Souhaitant briser les tabous, le magazine questionne alors ce qui nous définit, mais aussi ce qui nous sépare. Pour cela, Susan Goldberg, rédactrice en chef monde du magazine, a rédigé un édito intitulé “Pendant des décennies, nos reportages étaient racistes. Pour nous en détacher, il nous faut le reconnaître”, dans lequel elle pointe les erreurs qu’a pu faire le titre de presse qu’elle dirige aujourd’hui :

“Il m’est douloureux de partager cet affreux état de fait qui fait pourtant partie de l’histoire du magazine. Mais puisque nous avons aujourd’hui décidé de faire une couverture exceptionnelle du sujet des ‘races, il nous faut faire cet examen de conscience avant de considérer de faire celui des autres.

La manière dont nous présentons les minorités a une importance cruciale. […] Cela signifie que nous avons le devoir, dans chaque article, de présenter de la manière la plus juste et la plus authentique qui soit les différentes personnes que nous mettons en exergue.”

La rédactrice en chef a donc demandé à l’historien John Edwin Mason d’analyser la représentation des personnes de couleur dans les pages du magazine, et le résultat est particulièrement parlant. L’étude montre que jusqu’aux années 1970, le magazine ne considérait absolument pas les personnes de couleur américaines, mais qu’il s’intéressait uniquement à celles hors de ses frontières dans des cadres exotiques. Les seules personnes non-blanches s’y retrouvent souvent représentées dénudées, dans des tribus, renvoyant une image particulièrement cliché.

Montrer ces photos n’est évidemment pas gênant, le problème réside dans le fait qu’il n’y ait pas d’autres représentations de personnes de couleur. Les rares fois où des images de personnes noires occidentales étaient publiées, ces derniers n’avaient pas vraiment un statut à part entière, à part celui d’ouvriers ou de domestiques. Au-delà du choix des images, certaines légendes étaient indubitablement racistes, comme le prouve un reportage en Australie datant de 1916. Sous une photo d’Aborigènes, il était possible de lire : “Deux Noirs sud-australiens : ces sauvages se classent parmi les moins intelligents de tous les êtres humains.”

Consciente du pouvoir et de l’impact que peuvent avoir les médias, Susan Goldberg appuie sur le fait que National Geographic n’a pas aidé à briser ces clichés mais, à l’inverse, a renforcé cette oppression systémique, en traitant les personnes blanches et non-blanches différemment.
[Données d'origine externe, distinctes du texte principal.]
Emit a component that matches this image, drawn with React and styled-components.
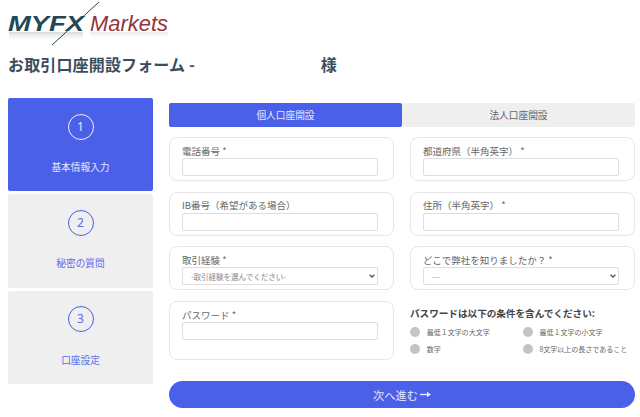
import styled, { createGlobalStyle } from "styled-components"

const GlobalStyle = createGlobalStyle`
html, body {
    margin: 0;
    padding: 0;
    background: #fff;
}
body {
    font-family: 'Noto Sans CJK JP', 'Noto Sans', sans-serif;
    overflow: hidden;
}
`

const steps = [
    { n: 1, label: "基本情報入力", active: true },
    { n: 2, label: "秘密の質問" },
    { n: 3, label: "口座設定" },
]

const rules = ["最低１文字の大文字", "最低１文字の小文字", "数字", "8文字以上の長さであること"]

function Logo() {
    return (
        <svg width="180" height="46" viewBox="0 0 180 46">
            <defs>
                <linearGradient id="fade" x1="0" y1="0" x2="0" y2="1">
                    <stop offset="0" stopColor="#8a9396" stopOpacity="0.35" />
                    <stop offset="1" stopColor="#fff" stopOpacity="0" />
                </linearGradient>
                <linearGradient id="fadeRed" x1="0" y1="0" x2="0" y2="1">
                    <stop offset="0" stopColor="#b09a9c" stopOpacity="0.22" />
                    <stop offset="1" stopColor="#fff" stopOpacity="0" />
                </linearGradient>
            </defs>
            <rect x="9" y="32" width="74" height="10" fill="url(#fade)" />
            <rect x="90" y="32" width="78" height="8" fill="url(#fadeRed)" />
            <text x="8" y="31" textLength="76" lengthAdjust="spacingAndGlyphs" fill="#234753" fontFamily="Liberation Sans" fontSize="22" fontStyle="italic" fontWeight="700">MYFX</text>
            <text x="90" y="31" textLength="78" lengthAdjust="spacingAndGlyphs" fill="#96333a" fontFamily="Liberation Sans" fontSize="22" fontStyle="italic">Markets</text>
            <line x1="52" y1="45" x2="99" y2="2" stroke="#234753" strokeWidth="1" />
        </svg>
    )
}

function Chevron() {
    return (
        <svg width="6" height="4" viewBox="0 0 6 4">
            <path d="M0.6 0.7 L3 3 L5.4 0.7" fill="none" stroke="#555" strokeWidth="1.3" />
        </svg>
    )
}

function App() {
    return (
        <Page>
            <GlobalStyle />
            <Header><Logo /></Header>
            <Title>
                <span>お取引口座開設フォーム -</span>
                <span>様</span>
            </Title>
            <Body>
                <Sidebar>
                    {steps.map((s) => (
                        <Step key={s.n} $active={s.active}>
                            <StepNumber $active={s.active}>{s.n}</StepNumber>
                            <StepLabel>{s.label}</StepLabel>
                        </Step>
                    ))}
                </Sidebar>
                <Content>
                    <Tabs>
                        <Tab $active>個人口座開設</Tab>
                        <Tab>法人口座開設</Tab>
                    </Tabs>
                    <Grid>
                        <Card>
                            <Label>電話番号 *</Label>
                            <Input />
                        </Card>
                        <Card>
                            <Label>都道府県（半角英字） *</Label>
                            <Input />
                        </Card>
                        <Card>
                            <Label>IB番号（希望がある場合）</Label>
                            <Input />
                        </Card>
                        <Card>
                            <Label>住所（半角英字） *</Label>
                            <Input />
                        </Card>
                        <Card>
                            <Label>取引経験 *</Label>
                            <SelectWrap>
                                <Select defaultValue="">
                                    <option value="">-取引経験を選んでください-</option>
                                </Select>
                                <Chevron />
                            </SelectWrap>
                        </Card>
                        <Card>
                            <Label>どこで弊社を知りましたか？ *</Label>
                            <SelectWrap>
                                <Select defaultValue="">
                                    <option value="">---</option>
                                </Select>
                                <Chevron />
                            </SelectWrap>
                        </Card>
                        <Card $tall>
                            <Label>パスワード *</Label>
                            <Input type="password" />
                        </Card>
                        <Rules>
                            <RulesTitle>パスワードは以下の条件を含んでください:</RulesTitle>
                            <RulesGrid>
                                {rules.map((r) => (
                                    <Rule key={r}>
                                        <Dot />
                                        {r}
                                    </Rule>
                                ))}
                            </RulesGrid>
                        </Rules>
                    </Grid>
                    <NextButton type="button">
                        次へ進む
                        <svg width="11" height="7" viewBox="0 0 11 7">
                            <path d="M0 3.5 H8" stroke="#e6e9fc" strokeWidth="1.4" />
                            <path d="M7 0.8 L11 3.5 L7 6.2 Z" fill="#e6e9fc" />
                        </svg>
                    </NextButton>
                </Content>
            </Body>
        </Page>
    )
}

const Page = styled.div`
width: 640px;
height: 417px;
box-sizing: border-box;
padding: 0 5px 0 8px;
overflow: hidden;
`
const Header = styled.div`
height: 46px;
margin-left: -8px;
svg {
    display: block;
}
`
const Title = styled.h1`
margin: 7px 0 0;
height: 45px;
width: 329px;
display: flex;
justify-content: space-between;
font-size: 16px;
line-height: 23px;
font-weight: 700;
letter-spacing: 0.15px;
color: #3c4d60;
`
const Body = styled.div`
display: flex;
gap: 16px;
align-items: flex-start;
`
const Sidebar = styled.div`
width: 145px;
display: flex;
flex-direction: column;
gap: 3px;
`
const Step = styled.div`
height: 93.3px;
box-sizing: border-box;
border-radius: 2px;
padding-top: 15.7px;
display: flex;
flex-direction: column;
align-items: center;
background: ${(p) => (p.$active ? "#4a60e8" : "#efefef")};
color: ${(p) => (p.$active ? "#e6e9fc" : "#5a6eea")};
`
const StepNumber = styled.div`
width: 26px;
height: 26px;
box-sizing: border-box;
border-radius: 50%;
border: 1px solid ${(p) => (p.$active ? "#f0f0f0" : "#4a60e8")};
display: flex;
align-items: center;
justify-content: center;
font-family: 'Noto Sans', sans-serif;
font-size: 12px;
line-height: 1;
`
const StepLabel = styled.div`
margin-top: 20.5px;
font-size: 9.7px;
line-height: 14px;
`
const Content = styled.div`
width: 466px;
padding-top: 5.3px;
`
const Tabs = styled.div`
display: flex;
height: 23.4px;
margin-bottom: 10.6px;
`
const Tab = styled.div`
flex: 1;
display: flex;
align-items: center;
justify-content: center;
border-radius: 2px;
font-size: 9.7px;
background: ${(p) => (p.$active ? "#4a60e8" : "#efefef")};
color: ${(p) => (p.$active ? "#e6e9fc" : "#666")};
`
const Grid = styled.div`
display: grid;
grid-template-columns: 225px 225px;
column-gap: 16px;
row-gap: 10.6px;
`
const Card = styled.div`
box-sizing: border-box;
height: ${(p) => (p.$tall ? "59px" : "44px")};
padding: 5.5px 15px 0 12px;
border: 1px solid #e6e6e6;
border-radius: 8px;
background: #fff;
`
const Label = styled.div`
font-size: 9.5px;
line-height: 14px;
white-space: nowrap;
color: #666;
`
const Input = styled.input`
display: block;
box-sizing: border-box;
width: 196px;
height: 18px;
margin-top: 0.5px;
padding: 0 6px;
border: 1px solid #dedede;
border-radius: 2px;
background: #fff;
outline: none;
`
const SelectWrap = styled.div`
position: relative;
width: 196px;
margin-top: 0.5px;
svg {
    position: absolute;
    right: 3px;
    top: 7px;
    pointer-events: none;
}
`
const Select = styled.select`
display: block;
box-sizing: border-box;
width: 196px;
height: 18px;
padding: 0 8px;
appearance: none;
border: 1px solid #dedede;
border-radius: 2px;
background: #fff;
color: #888;
font-family: inherit;
font-size: 7.5px;
outline: none;
`
const Rules = styled.div`
padding-top: 5px;
`
const RulesTitle = styled.div`
font-size: 9.6px;
line-height: 14px;
font-weight: 700;
color: #444;
`
const RulesGrid = styled.div`
display: grid;
grid-template-columns: 112.7px 1fr;
row-gap: 4.7px;
margin-top: 6px;
`
const Rule = styled.div`
display: flex;
align-items: center;
gap: 6.4px;
height: 12px;
font-size: 7px;
white-space: nowrap;
color: #666;
`
const Dot = styled.span`
flex: none;
width: 10.4px;
height: 10.4px;
border-radius: 50%;
background: #c4c4c4;
`
const NextButton = styled.button`
display: flex;
align-items: center;
justify-content: center;
gap: 2px;
width: 466px;
height: 27px;
margin-top: 21px;
padding: 0;
border: none;
border-radius: 14px;
background: #4a60e8;
color: #e6e9fc;
font-family: inherit;
font-size: 11.2px;
`

export default App
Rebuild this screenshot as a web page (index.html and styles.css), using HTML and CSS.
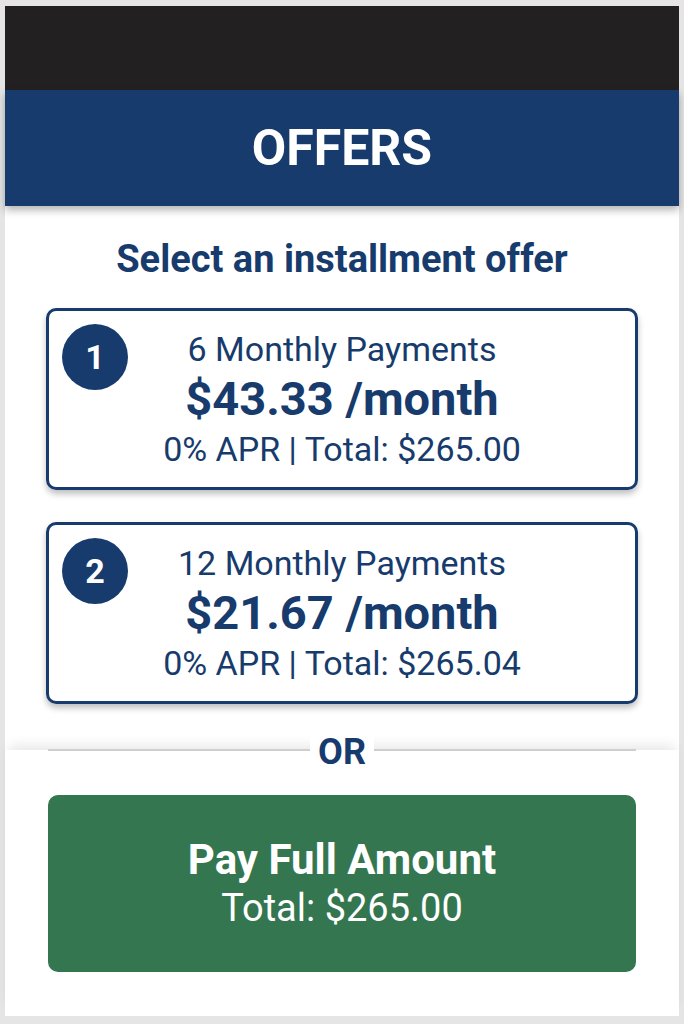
FILE: index.html
```html
<!DOCTYPE html>
<html lang="en">
<head>
  <meta charset="UTF-8">
  <title>Offers</title>
  <link rel="stylesheet" href="styles.css">
</head>
<body>

  <div class="screen">
    <div class="status-bar"></div>

    <header class="top-bar">
      <h1>OFFERS</h1>
    </header>

    <section class="offers">
      <h2>Select an installment offer</h2>

      <div class="offer-card">
        <span class="offer-num">1</span>
        <div class="offer-term">6 Monthly Payments</div>
        <div class="offer-price">$43.33 /month</div>
        <div class="offer-detail">0% APR | Total: $265.00</div>
      </div>

      <div class="offer-card">
        <span class="offer-num">2</span>
        <div class="offer-term">12 Monthly Payments</div>
        <div class="offer-price">$21.67 /month</div>
        <div class="offer-detail">0% APR | Total: $265.04</div>
      </div>
    </section>

    <section class="pay-section">
      <div class="divider"><span>OR</span></div>
      <button type="button" class="pay-full">
        <span class="pay-title">Pay Full Amount</span>
        <span class="pay-total">Total: $265.00</span>
      </button>
    </section>
  </div>

</body>
</html>
```

FILE: styles.css
```css
body {
  margin: 0;
  padding: 6px 5px 8px;
  background-color: #e5e5e5;
  font-family: Roboto, "Liberation Sans", Arial, sans-serif;
  color: #173b6c;
}
.screen {
  width: 674px;
  height: 1010px;
  background-color: #fff;
  display: flex;
  flex-direction: column;
}
.status-bar {
  height: 84px;
  background-color: #222020;
}
.top-bar {
  height: 116px;
  background-color: #173b6c;
  display: flex;
  align-items: center;
  justify-content: center;
  box-shadow: 0 4px 8px rgba(0, 0, 0, 0.3);
  position: relative;
  z-index: 1;
}
.top-bar h1 {
  margin: 0;
  color: #fff;
  font-size: 50px;
  font-weight: 700;
}
.offers {
  flex: 1;
  padding: 0 41px;
}
.offers h2 {
  margin: 33px 0 29px;
  text-align: center;
  font-size: 38px;
  font-weight: 700;
  line-height: 40px;
}
.offer-card {
  position: relative;
  height: 176px;
  border: 3px solid #173b6c;
  border-radius: 10px;
  box-shadow: 0 4px 6px rgba(0, 0, 0, 0.25);
  margin-bottom: 32px;
  display: flex;
  flex-direction: column;
  align-items: center;
  justify-content: center;
  text-align: center;
}
.offer-num {
  position: absolute;
  left: 13px;
  top: 13px;
  width: 66px;
  height: 66px;
  border-radius: 50%;
  background-color: #173b6c;
  color: #fff;
  font-size: 34px;
  font-weight: 700;
  display: flex;
  align-items: center;
  justify-content: center;
}
.offer-term {
  font-size: 34px;
  line-height: 50px;
}
.offer-price {
  font-size: 47px;
  font-weight: 700;
  line-height: 50px;
}
.offer-detail {
  font-size: 34px;
  line-height: 50px;
}
.pay-section {
  height: 266px;
  padding: 0 43px;
  box-shadow: 0 -8px 12px -4px rgba(0, 0, 0, 0.1);
  position: relative;
}
.divider {
  display: flex;
  align-items: center;
  height: 32px;
  margin-top: -16px;
}
.divider::before,
.divider::after {
  content: "";
  flex: 1;
  height: 2px;
  background-color: #cfcfcf;
}
.divider span {
  background-color: #fff;
  padding: 4px 8px 0;
  font-size: 36px;
  font-weight: 700;
  line-height: 32px;
}
.pay-full {
  width: 100%;
  height: 177px;
  margin-top: 29px;
  border: none;
  border-radius: 10px;
  background-color: #34764f;
  color: #fff;
  font-family: inherit;
  display: flex;
  flex-direction: column;
  align-items: center;
  justify-content: center;
}
.pay-title {
  font-size: 42px;
  font-weight: 700;
  line-height: 48px;
}
.pay-total {
  font-size: 38px;
  line-height: 48px;
}
```
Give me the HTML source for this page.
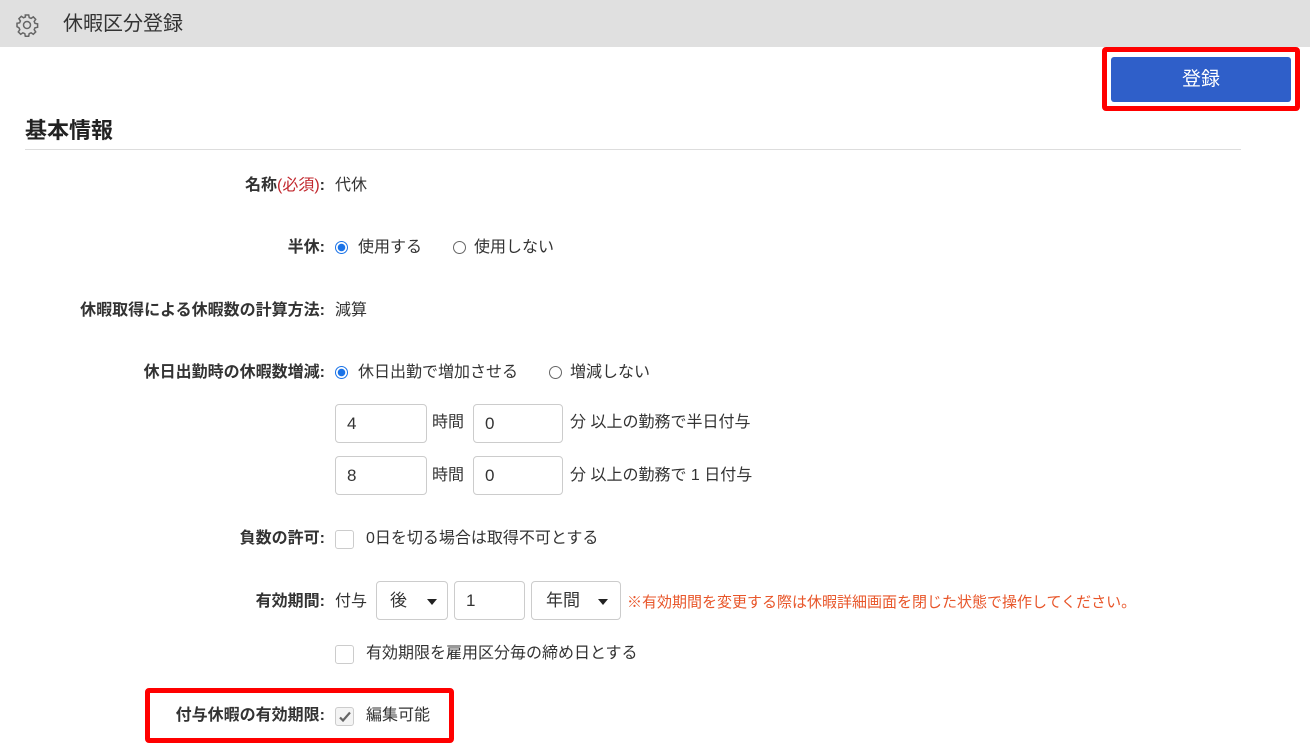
<!DOCTYPE html>
<html><head><meta charset="utf-8"><style>
body{margin:0;width:1310px;height:748px;background:#fff;font-family:"Liberation Sans","Noto Sans CJK JP",sans-serif;color:#333;position:relative;overflow:hidden;font-size:16px}
.a{position:absolute;white-space:nowrap;line-height:20px}
.hdr{position:absolute;left:0;top:0;width:1310px;height:47px;background:#e0e0e0}
.lbl{position:absolute;right:985px;font-weight:bold;color:#333;white-space:nowrap;line-height:20px}
.inp{position:absolute;border:1px solid #ccc;border-radius:4px;box-sizing:border-box;height:39px;line-height:37px;padding-left:11px;font-size:17px;color:#333}
.rad{position:absolute;width:13px;height:13px;border-radius:50%;box-sizing:border-box}
.on{border:1px solid #1a73e8;background:radial-gradient(circle,#1a73e8 3.5px,#fff 4px)}
.off{border:1px solid #666;background:#fff}
.cb{position:absolute;width:19px;height:19px;border:1px solid #ccc;border-radius:3px;box-sizing:border-box;background:#fff}
.red{position:absolute;border:5px solid #f00;border-radius:4px;box-sizing:border-box}
.caret{position:absolute;width:0;height:0;border-left:5px solid transparent;border-right:5px solid transparent;border-top:6px solid #222}
</style></head><body>
<div class="hdr"></div>
<svg style="position:absolute;left:15px;top:13px" width="24" height="24" viewBox="0 0 24 24" fill="none" stroke="#666" stroke-width="1.5"><path d="M10.3 2h3.4l.5 2.6 1.9.8 2.2-1.5 2.4 2.4-1.5 2.2.8 1.9 2.6.5v3.4l-2.6.5-.8 1.9 1.5 2.2-2.4 2.4-2.2-1.5-1.9.8-.5 2.6h-3.4l-.5-2.6-1.9-.8-2.2 1.5-2.4-2.4 1.5-2.2-.8-1.9L2 13.7v-3.4l2.6-.5.8-1.9-1.5-2.2 2.4-2.4 2.2 1.5 1.9-.8z"/><circle cx="12" cy="12" r="3.5"/></svg>
<div class="a" style="left:63px;top:14px;font-size:20px;color:#333">休暇区分登録</div>
<div class="red" style="left:1102px;top:47px;width:198px;height:64px"></div>
<div style="position:absolute;left:1111px;top:57px;width:180px;height:45px;background:#2f5fc9;border-radius:3px;color:#fff;font-size:19px;text-align:center;line-height:45px">登録</div>
<div class="a" style="left:25px;top:117px;font-size:22px;font-weight:bold;line-height:28px;color:#222">基本情報</div>
<div style="position:absolute;left:25px;top:149px;width:1216px;height:1px;background:#ddd"></div>

<div class="lbl" style="top:176px">名称<span style="color:#c1272d;font-weight:normal">(必須)</span>:</div>
<div class="a" style="left:335px;top:176px">代休</div>

<div class="lbl" style="top:238px">半休:</div>
<div class="rad on" style="left:335px;top:241px"></div><div class="a" style="left:358px;top:238px">使用する</div>
<div class="rad off" style="left:453px;top:241px"></div><div class="a" style="left:474px;top:238px">使用しない</div>

<div class="lbl" style="top:301px">休暇取得による休暇数の計算方法:</div>
<div class="a" style="left:335px;top:301px">減算</div>

<div class="lbl" style="top:363px">休日出勤時の休暇数増減:</div>
<div class="rad on" style="left:335px;top:366px"></div><div class="a" style="left:358px;top:363px">休日出勤で増加させる</div>
<div class="rad off" style="left:549px;top:366px"></div><div class="a" style="left:570px;top:363px">増減しない</div>

<div class="inp" style="left:335px;top:404px;width:92px">4</div>
<div class="a" style="left:432px;top:413px">時間</div>
<div class="inp" style="left:473px;top:404px;width:90px">0</div>
<div class="a" style="left:570px;top:413px">分 以上の勤務で半日付与</div>
<div class="inp" style="left:335px;top:456px;width:92px">8</div>
<div class="a" style="left:432px;top:466px">時間</div>
<div class="inp" style="left:473px;top:456px;width:90px">0</div>
<div class="a" style="left:570px;top:466px">分 以上の勤務で 1 日付与</div>

<div class="lbl" style="top:529px">負数の許可:</div>
<div class="cb" style="left:335px;top:530px"></div>
<div class="a" style="left:366px;top:529px">0日を切る場合は取得不可とする</div>

<div class="lbl" style="top:592px">有効期間:</div>
<div class="a" style="left:335px;top:592px">付与</div>
<div class="inp" style="left:376px;top:581px;width:72px;padding-left:13px">後</div><div class="caret" style="left:427px;top:599px"></div>
<div class="inp" style="left:454px;top:581px;width:71px">1</div>
<div class="inp" style="left:531px;top:581px;width:90px;padding-left:14px">年間</div><div class="caret" style="left:598px;top:599px"></div>
<div class="a" style="left:627px;top:593px;color:#e8562a;font-size:15px">※有効期間を変更する際は休暇詳細画面を閉じた状態で操作してください。</div>

<div class="cb" style="left:335px;top:645px"></div>
<div class="a" style="left:366px;top:644px">有効期限を雇用区分毎の締め日とする</div>

<div class="red" style="left:145px;top:688px;width:309px;height:55px"></div>
<div class="lbl" style="top:706px">付与休暇の有効期限:</div>
<div class="cb" style="left:335px;top:707px;background:#f4f4f4"></div>
<svg style="position:absolute;left:338px;top:710px" width="14" height="14" viewBox="0 0 14 14"><path d="M2 7.5l3 3 7-8" fill="none" stroke="#666" stroke-width="2.2"/></svg>
<div class="a" style="left:366px;top:706px">編集可能</div>
</body></html>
Elle rappelle toutefois que l’intention de l’époque n’était probablement de nuire, et que le magazine n’était malheureusement qu’un reflet de la société de l’époque :

National Geographic est né au moment où la colonisation était à son apogée, et où le monde était divisé entre colons et colonisés. Une ligne de couleur les séparait, et National Geographic était le reflet de cette vision du monde.”

En admettant publiquement les erreurs qu’a pu faire le magazine, la rédactrice en chef précise qu’elle sera particulièrement vigilante sur ces thématiques à l’avenir.

“Je souhaite que les prochains rédacteurs en chef de National Geographic puissent être fiers de l’histoire de ce magazine – pas seulement pour les reportages que nous aurons décidé de publier mais aussi pour la diversité de journalistes, rédacteurs et photographes qui les portent.”

Une introspection positive et nécessaire, qui fait réfléchir sur le pouvoir de l’image et sur la manière dont la photographie et le journalisme peuvent influencer une société. Il est donc essentiel que tous les photographes en prennent conscience et s’interrogent sur l’image du monde qu’ils créent en partageant leurs images.